Na pierwszy rzut zachęcam Was do przyrządzenia lodów wiśniowych z siemieniem lnianym i pestkami dyni na bazie bananowo-kokosowej. Można je przyrządzić na 2 sposoby:
- najpierw wszystkie składniki zmiksować i wrzucić do mrożenia, do specjalnych foremek na lody
- lub najpierw zamrozić owoce, a następnie zmiksować z resztą składników i od razu zajadać
Warto w sezonie letnim zawsze mieć jakieś plasterki dojrzałych bananów w zamrażarce i puszkę śmietanki kokosowej w lodówce. To zdecydowanie ułatwia życie, kiedy np. dzieci uparcie proszę o coś słodkiego. Kompozycji można przygotować nieskończenie wiele, więc pobudźcie wyobraźnię i do dzieła! Lody sklepowe mogą się schować!

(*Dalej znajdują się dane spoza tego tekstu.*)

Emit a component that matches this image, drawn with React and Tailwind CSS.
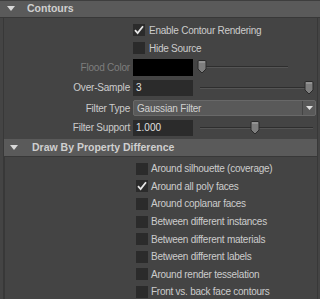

LODY BANANOWO-WIŚNIOWE z siemieniem lnianym i pestkami dyni:
- 3 dojrzałe banany
- 200g śmietanki kokosowej (polecam firmę Real Thai)
- szklanka mrożonych wiśni
- cynamon (jak ktoś lubi)
- 2-3 łyżki siemienia lnianego
- pestki dyni według uznania
A moja najnowsza orzeźwiająca miłość powstała przypadkiem. Choć, jak wiecie, często eksperymentuję i nie boję się tego!
LODY BANANOWO-ŚLIWKOWO-SŁONECZNIKOWE
- 3 dojrzałe banany
- szklanka pokrojonych jasnych śliwek (miałam w domu mrożone)
- 5 łyżek podprażonych na suchej patelni ziaren słonecznika
- łyżka pasty tahini (można pominąć)
- 200g śmietanki kokosowej
- cynamon (bo lubię i już!)
- słonecznik do posypania lodów
Wszystkie składniki należy zmiksować przy użyciu mocnego blendera z metalową końcówką, mocnego malaksera albo Thermomix’a. Posypać ziarenkami i zajadać.
Po co te ziarenka, zapytacie?
A no po to, aby spowolnić wchłanianie węglowodanów i zapobiec wystąpieniu uczucia senności po spożyciu słodkiego smaku. To tak w skrócie. Zaufajcie, wiem co piszę 🙂
Tymczasem!
Dbajcie o siebie i bliskich w upalne dni, i nie tylko. Nawodnienie, to rzecz PRIORYTETOWA! minimum 30ml wody na kilogram masy ciała. Wody niegazowanej, może być z dodatkiem mięty, cytryny, limonki, etc.